** Prompt **
Locate each line below that includes "this" and reproduce it.

[Stored records]
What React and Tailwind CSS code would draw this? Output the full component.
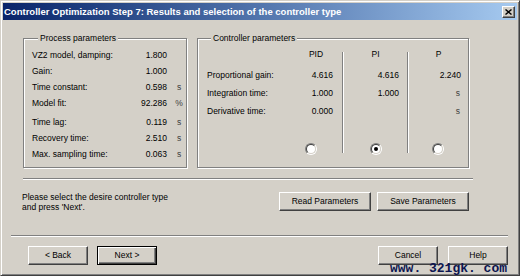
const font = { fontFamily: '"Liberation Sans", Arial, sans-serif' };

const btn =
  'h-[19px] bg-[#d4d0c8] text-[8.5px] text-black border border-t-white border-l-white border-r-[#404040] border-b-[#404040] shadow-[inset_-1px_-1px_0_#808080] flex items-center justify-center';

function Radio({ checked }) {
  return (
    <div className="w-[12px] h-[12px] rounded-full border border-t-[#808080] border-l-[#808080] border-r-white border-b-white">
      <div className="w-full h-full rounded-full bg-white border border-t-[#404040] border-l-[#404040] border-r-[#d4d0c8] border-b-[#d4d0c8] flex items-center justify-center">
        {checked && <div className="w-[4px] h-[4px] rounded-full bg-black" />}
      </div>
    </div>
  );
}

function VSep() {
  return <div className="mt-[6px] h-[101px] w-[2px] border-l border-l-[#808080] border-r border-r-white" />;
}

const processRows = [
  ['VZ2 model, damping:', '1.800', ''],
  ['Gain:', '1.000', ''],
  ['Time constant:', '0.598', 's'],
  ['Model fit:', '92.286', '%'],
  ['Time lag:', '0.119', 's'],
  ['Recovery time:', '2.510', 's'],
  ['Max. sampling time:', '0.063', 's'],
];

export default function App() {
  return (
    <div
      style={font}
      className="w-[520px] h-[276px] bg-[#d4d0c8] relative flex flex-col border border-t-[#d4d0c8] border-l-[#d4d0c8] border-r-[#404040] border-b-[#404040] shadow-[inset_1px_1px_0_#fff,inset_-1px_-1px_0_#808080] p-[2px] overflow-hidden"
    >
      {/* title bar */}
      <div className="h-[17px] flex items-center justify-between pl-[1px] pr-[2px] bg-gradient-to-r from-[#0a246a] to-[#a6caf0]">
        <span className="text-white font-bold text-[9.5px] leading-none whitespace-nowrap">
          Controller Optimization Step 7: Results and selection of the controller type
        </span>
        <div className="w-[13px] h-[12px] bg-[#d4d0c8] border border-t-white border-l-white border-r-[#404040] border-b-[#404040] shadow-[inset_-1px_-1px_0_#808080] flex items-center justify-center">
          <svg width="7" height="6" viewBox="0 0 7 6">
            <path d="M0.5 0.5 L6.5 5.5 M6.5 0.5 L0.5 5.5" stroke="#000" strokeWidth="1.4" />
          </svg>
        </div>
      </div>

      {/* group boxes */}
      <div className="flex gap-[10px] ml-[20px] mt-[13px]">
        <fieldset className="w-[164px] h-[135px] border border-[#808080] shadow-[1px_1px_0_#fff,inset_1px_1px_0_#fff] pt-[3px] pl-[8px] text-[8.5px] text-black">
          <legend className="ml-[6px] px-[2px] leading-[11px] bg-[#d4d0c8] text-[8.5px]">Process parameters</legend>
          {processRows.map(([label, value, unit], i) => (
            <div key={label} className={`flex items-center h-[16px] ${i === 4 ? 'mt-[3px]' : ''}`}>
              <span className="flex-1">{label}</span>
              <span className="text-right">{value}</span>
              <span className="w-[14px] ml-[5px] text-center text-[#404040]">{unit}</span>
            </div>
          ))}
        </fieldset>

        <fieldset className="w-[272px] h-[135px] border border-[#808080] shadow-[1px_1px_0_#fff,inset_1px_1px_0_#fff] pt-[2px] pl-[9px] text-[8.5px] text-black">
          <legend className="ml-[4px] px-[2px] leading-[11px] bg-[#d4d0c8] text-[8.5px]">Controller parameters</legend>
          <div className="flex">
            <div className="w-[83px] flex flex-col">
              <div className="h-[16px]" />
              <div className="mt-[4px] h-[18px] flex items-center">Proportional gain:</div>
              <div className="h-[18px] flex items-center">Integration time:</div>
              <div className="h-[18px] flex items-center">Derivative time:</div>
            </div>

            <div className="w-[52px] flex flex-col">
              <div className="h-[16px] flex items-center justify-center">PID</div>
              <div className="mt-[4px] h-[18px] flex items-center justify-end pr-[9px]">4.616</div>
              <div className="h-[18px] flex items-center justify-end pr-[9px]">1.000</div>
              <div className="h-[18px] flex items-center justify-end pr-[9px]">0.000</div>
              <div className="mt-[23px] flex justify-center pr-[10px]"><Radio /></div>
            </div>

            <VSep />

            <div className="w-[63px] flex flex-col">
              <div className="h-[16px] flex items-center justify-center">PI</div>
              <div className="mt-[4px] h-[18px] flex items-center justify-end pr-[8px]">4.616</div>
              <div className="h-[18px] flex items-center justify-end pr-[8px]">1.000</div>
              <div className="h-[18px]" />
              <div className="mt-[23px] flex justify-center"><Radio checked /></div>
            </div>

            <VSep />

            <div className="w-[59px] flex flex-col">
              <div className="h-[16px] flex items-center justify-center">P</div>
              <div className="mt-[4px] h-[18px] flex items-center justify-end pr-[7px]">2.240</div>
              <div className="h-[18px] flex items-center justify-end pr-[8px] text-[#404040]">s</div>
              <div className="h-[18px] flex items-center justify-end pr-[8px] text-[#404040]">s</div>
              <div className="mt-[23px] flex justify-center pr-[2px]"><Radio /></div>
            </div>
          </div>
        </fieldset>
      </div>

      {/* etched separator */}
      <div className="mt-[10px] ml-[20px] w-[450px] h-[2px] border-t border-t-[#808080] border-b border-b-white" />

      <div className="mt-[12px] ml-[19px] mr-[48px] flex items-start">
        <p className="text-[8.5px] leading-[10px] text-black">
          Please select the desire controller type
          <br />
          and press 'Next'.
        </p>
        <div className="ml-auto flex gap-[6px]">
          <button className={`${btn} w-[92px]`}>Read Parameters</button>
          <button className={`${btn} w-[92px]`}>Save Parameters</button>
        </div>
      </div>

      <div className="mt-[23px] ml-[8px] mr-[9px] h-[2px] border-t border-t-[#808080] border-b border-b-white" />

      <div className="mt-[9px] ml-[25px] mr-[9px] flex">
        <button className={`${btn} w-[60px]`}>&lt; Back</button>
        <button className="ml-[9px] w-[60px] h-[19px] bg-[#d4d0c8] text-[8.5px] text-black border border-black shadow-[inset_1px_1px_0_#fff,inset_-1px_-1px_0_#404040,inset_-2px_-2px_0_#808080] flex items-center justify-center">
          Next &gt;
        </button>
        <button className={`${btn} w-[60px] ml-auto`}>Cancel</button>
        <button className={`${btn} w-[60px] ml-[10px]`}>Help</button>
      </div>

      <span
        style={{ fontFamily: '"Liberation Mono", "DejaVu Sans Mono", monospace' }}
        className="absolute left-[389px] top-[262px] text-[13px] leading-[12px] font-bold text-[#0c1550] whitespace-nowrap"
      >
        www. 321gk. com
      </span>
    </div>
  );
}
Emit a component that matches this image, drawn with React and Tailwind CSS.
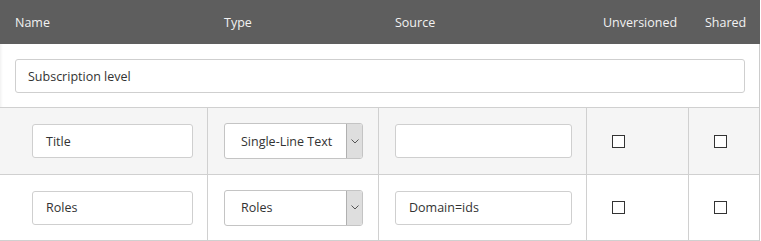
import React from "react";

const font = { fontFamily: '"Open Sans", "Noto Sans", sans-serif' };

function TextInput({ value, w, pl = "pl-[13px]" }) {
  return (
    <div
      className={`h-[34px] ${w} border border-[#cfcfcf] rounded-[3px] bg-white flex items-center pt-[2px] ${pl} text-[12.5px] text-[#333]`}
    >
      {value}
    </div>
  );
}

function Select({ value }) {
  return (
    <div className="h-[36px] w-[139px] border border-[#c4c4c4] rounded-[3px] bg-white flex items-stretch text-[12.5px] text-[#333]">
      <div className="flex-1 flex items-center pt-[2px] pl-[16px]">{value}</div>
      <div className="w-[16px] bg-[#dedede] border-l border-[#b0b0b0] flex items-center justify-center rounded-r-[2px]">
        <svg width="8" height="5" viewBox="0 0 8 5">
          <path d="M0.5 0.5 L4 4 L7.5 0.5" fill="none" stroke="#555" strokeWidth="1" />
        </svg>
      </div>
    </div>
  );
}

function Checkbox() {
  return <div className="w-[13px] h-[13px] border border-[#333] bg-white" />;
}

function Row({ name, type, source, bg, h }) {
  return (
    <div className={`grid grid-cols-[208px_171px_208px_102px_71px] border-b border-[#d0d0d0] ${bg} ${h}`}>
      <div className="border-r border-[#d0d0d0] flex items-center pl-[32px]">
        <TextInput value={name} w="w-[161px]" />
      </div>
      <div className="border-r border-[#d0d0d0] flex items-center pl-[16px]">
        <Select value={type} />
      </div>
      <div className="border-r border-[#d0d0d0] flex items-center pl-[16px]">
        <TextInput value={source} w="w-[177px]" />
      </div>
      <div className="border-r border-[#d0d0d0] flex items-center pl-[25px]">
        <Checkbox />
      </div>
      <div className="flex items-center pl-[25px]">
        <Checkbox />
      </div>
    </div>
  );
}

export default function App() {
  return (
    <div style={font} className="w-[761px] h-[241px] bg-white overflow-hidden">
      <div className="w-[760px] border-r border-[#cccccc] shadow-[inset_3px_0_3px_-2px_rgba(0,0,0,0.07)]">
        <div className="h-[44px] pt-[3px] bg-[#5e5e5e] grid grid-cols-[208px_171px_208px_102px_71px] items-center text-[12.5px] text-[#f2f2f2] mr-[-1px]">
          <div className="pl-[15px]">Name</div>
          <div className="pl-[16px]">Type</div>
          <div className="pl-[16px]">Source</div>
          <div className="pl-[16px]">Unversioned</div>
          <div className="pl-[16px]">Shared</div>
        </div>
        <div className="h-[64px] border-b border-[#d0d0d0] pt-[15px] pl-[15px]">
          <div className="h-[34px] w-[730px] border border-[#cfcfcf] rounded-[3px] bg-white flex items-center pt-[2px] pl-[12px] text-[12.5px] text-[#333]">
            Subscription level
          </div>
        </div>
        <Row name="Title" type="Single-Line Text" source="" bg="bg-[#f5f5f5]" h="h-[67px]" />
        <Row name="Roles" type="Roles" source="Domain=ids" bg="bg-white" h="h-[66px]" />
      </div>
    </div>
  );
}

** The answer **
What React and Tailwind CSS code would draw this? Output the full component.
Emit a component that matches this image, drawn with React and Tailwind CSS.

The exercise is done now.